Integrates tJavaRow component to print each filename and directory path using System.out.println() with autocomplete assistance.
Teaches proper use of Talend component variables (e.g., current_filename, current_file_directory) via the online perspective.
Fixes syntax errors: incorrect variable references (e.g., using hyphens instead of underscores), missing semicolons, and incorrect lowercase/uppercase in Java methods (println).
Executes job successfully, returning file names (produccion) and their HDFS paths.

4. Reading Files from HDFS with Schema Extraction [00:36:18 - 00:47:03]

Creates job job_leer_fichero_desde_hdfs to read a CSV file (produccion.csv) stored in HDFS.
Uses tHDFSInput component with static connection to hdfs_axa.
Demonstrates extracting schema from a local copy of the CSV file using tFileInputDelimited:
- Specifies delimiter as comma.
- Enables header detection.
- Exports schema as .xml file for reuse.
Imports the exported schema into tHDFSInput via “Import Schema” button.
Confirms successful data read by executing job and verifying output in console.
Notes that no data processing has occurred yet—only storage and retrieval operations.

5. S3 Integration: Uploading Files with Connection Components [00:47:18 - 01:05:19]

Introduces Amazon S3 integration using tS3Connection, tS3Put, and tS3Close components.
Clarifies that S3 connections cannot be stored in repository like HDFS; must be configured per job.
Uses tPreJob and tPostJob components to encapsulate connection logic for better job readability.
Configures tS3Connection using AWS credentials (access key and secret key) copied from a shared file.
Sets bucket name (noble_prog) and key (filename) for upload.
Executes job and verifies file upload via S3 console.
Troubleshoots execution failures by restarting Talend and rechecking credentials and bucket paths.

6. Downloading from S3 and Uploading to HDFS [01:05:22 - 01:22:32]

Creates job job_descargar_archivo_s3_subirlo_a_hdfs to transfer a file (demográficos.csv) from S3 to HDFS.
Reuses tPreJob and tPostJob from previous job.
Adds tS3Get (download), tHDFSPut (upload), and tFileDelete (cleanup) components.
Configures tS3Get to download file to local temporary directory using context variable context.ruta_raiz without quotes.
Configures tHDFSPut to upload file to HDFS inputs directory using same context variable.
Uses tFileDelete to remove local copy after upload.
Fixes tHDFSPut error by changing “Action on file” from “Create” to “Overwrite” to avoid conflicts on re-execution.
Verifies successful transfer by checking HDFS inputs directory and confirming local file deletion.

7. Administrative Wrap-up and Transition to Data Processing [01:22:38 - 01:29:38]

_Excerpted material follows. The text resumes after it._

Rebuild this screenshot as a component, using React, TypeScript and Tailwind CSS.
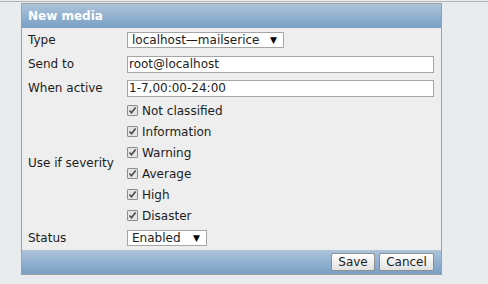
import { FC } from 'react';

const severities = ['Not classified', 'Information', 'Warning', 'Average', 'High', 'Disaster'];

const Check: FC = () => (
  <span className="w-[11px] h-[11px] border border-[#8e8e8e] bg-[#e4e4e4] rounded-[1px] flex items-center justify-center shrink-0">
    <svg width="9" height="9" viewBox="0 0 9 9">
      <path d="M1.5 4.5 L3.5 6.8 L7.6 1.6" fill="none" stroke="#4a4a4a" strokeWidth="1.6" />
    </svg>
  </span>
);

const Select: FC<{ value: string; width: string }> = ({ value, width }) => (
  <div className={`${width} h-[16px] border border-[#a5a5a5] bg-white flex items-center justify-between pl-[4px] pr-[6px]`}>
    <span className="leading-none">{value}</span>
    <span className="text-[9px] leading-none text-black">▼</span>
  </div>
);

const Row: FC<{ label: string; h: string; children: React.ReactNode }> = ({ label, h, children }) => (
  <div className={`flex items-center ${h}`}>
    <div className="w-[105px] pl-[6px]">{label}</div>
    <div className="flex-1 pr-[7px]">{children}</div>
  </div>
);

const App: FC = () => {
  return (
    <div className="w-[488px] h-[284px] bg-[#e9ecef] pt-px text-[12px] text-[#1c1c1c]" style={{ fontFamily: '"DejaVu Sans", Verdana, sans-serif' }}>
      <div className="h-px bg-[#b4b4b4]" />
      <div className="ml-[21px] mt-px w-[421px] border border-[#a0a0a0] bg-[#eeeeee]">
        <div className="h-[24px] bg-gradient-to-b from-[#adc4db] to-[#789fc4] flex items-center pl-[6px] font-bold text-white">
          New media
        </div>
        <Row label="Type" h="h-[24px]">
          <Select value="localhost—mailserice" width="w-[157px]" />
        </Row>
        <Row label="Send to" h="h-[24px]">
          <div className="h-[17px] border border-[#a5a5a5] bg-white flex items-center pl-[1px]">root@localhost</div>
        </Row>
        <Row label="When active" h="h-[24px]">
          <div className="h-[17px] border border-[#a5a5a5] bg-white flex items-center pl-[1px]">1-7,00:00-24:00</div>
        </Row>
        <Row label="Use if severity" h="h-[126px]">
          <div className="flex flex-col">
            {severities.map((s) => (
              <label key={s} className="h-[21px] flex items-center gap-[4px]">
                <Check />
                <span>{s}</span>
              </label>
            ))}
          </div>
        </Row>
        <Row label="Status" h="h-[24px]">
          <Select value="Enabled" width="w-[80px]" />
        </Row>
        <div className="h-[24px] bg-gradient-to-b from-[#adc4db] to-[#789fc4] flex items-center justify-end gap-[4px] pr-[7px]">
          <button className="w-[44px] h-[18px] border border-[#8f8f8f] rounded-[2px] bg-gradient-to-b from-white to-[#e2e2e2] leading-none">Save</button>
          <button className="w-[55px] h-[18px] border border-[#8f8f8f] rounded-[2px] bg-gradient-to-b from-white to-[#e2e2e2] leading-none">Cancel</button>
        </div>
      </div>
    </div>
  );
};

export default App;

Requests participants to email case study submissions from the previous day for grading credit.
Confirms receipt of submissions from several participants and notes missing submissions.
Instructs participants to save their virtual machine state via “Save” option in Hyper-V to preserve configuration.
Clarifies that the session focused on storage operations (HDFS/S3 upload/download/list) and not data processing.
Notes limitations of Talend for unstructured data (audio/video) and mentions potential need for custom scripts.
Announces next session will cover data processing with Talend on big data workflows.
Confirms all participants have access to the virtual environment and concludes session.

Appendix

Key Principles

Context Variables: Never wrap context variables (e.g., context.ruta_raiz) in double quotes—they are dynamic references, not literals.
Connection Management: Prefer repository-based connections (property tie) over embedded configurations for reusability and consistency.
Component Flow: Use tPreJob and tPostJob to encapsulate connection setup/teardown for cleaner, more maintainable jobs.
Schema Reuse: Extract schema from sample files using tFileInputDelimited → export as .xml → import into tHDFSInput to avoid manual column definition.
File Operations: Use “Overwrite” instead of “Create” in tHDFSPut to prevent job failures on reruns.

Tools Used

Talend Data Integration (Talend Studio)
HDFS (Hadoop Distributed File System)
Amazon S3
Hyper-V (virtual machine hosting)
tHDFSList, tHDFSInput, tHDFSPut, tS3Connection, tS3Put, tS3Get, tJavaRow, tFileInputDelimited, tFileDelete, tPreJob, tPostJob

Common Pitfalls

Using double quotes around context variables → treats them as literal strings.
Incorrect IP/port format (e.g., missing colon in 10.0.3.250:9000).
Case sensitivity in S3 filenames (Linux-based systems require exact casing).
Forgetting to import project context into job → variables unavailable.
Using “Create” action in tHDFSPut → fails if file exists.
Misconfiguring iterate flow → not connected to array-returning components.

Practice Suggestions

Rebuild the HDFS-to-S3 transfer job from scratch without referencing notes.
Create a job that lists files in HDFS and writes their names to a local CSV.
Experiment with tJavaRow to manipulate file paths (e.g., extract filename from full path).
Try uploading a JSON file to S3 and reading it via tS3Get + tFileInputJSON.
Use tFlowToIterate to process multiple files in a loop.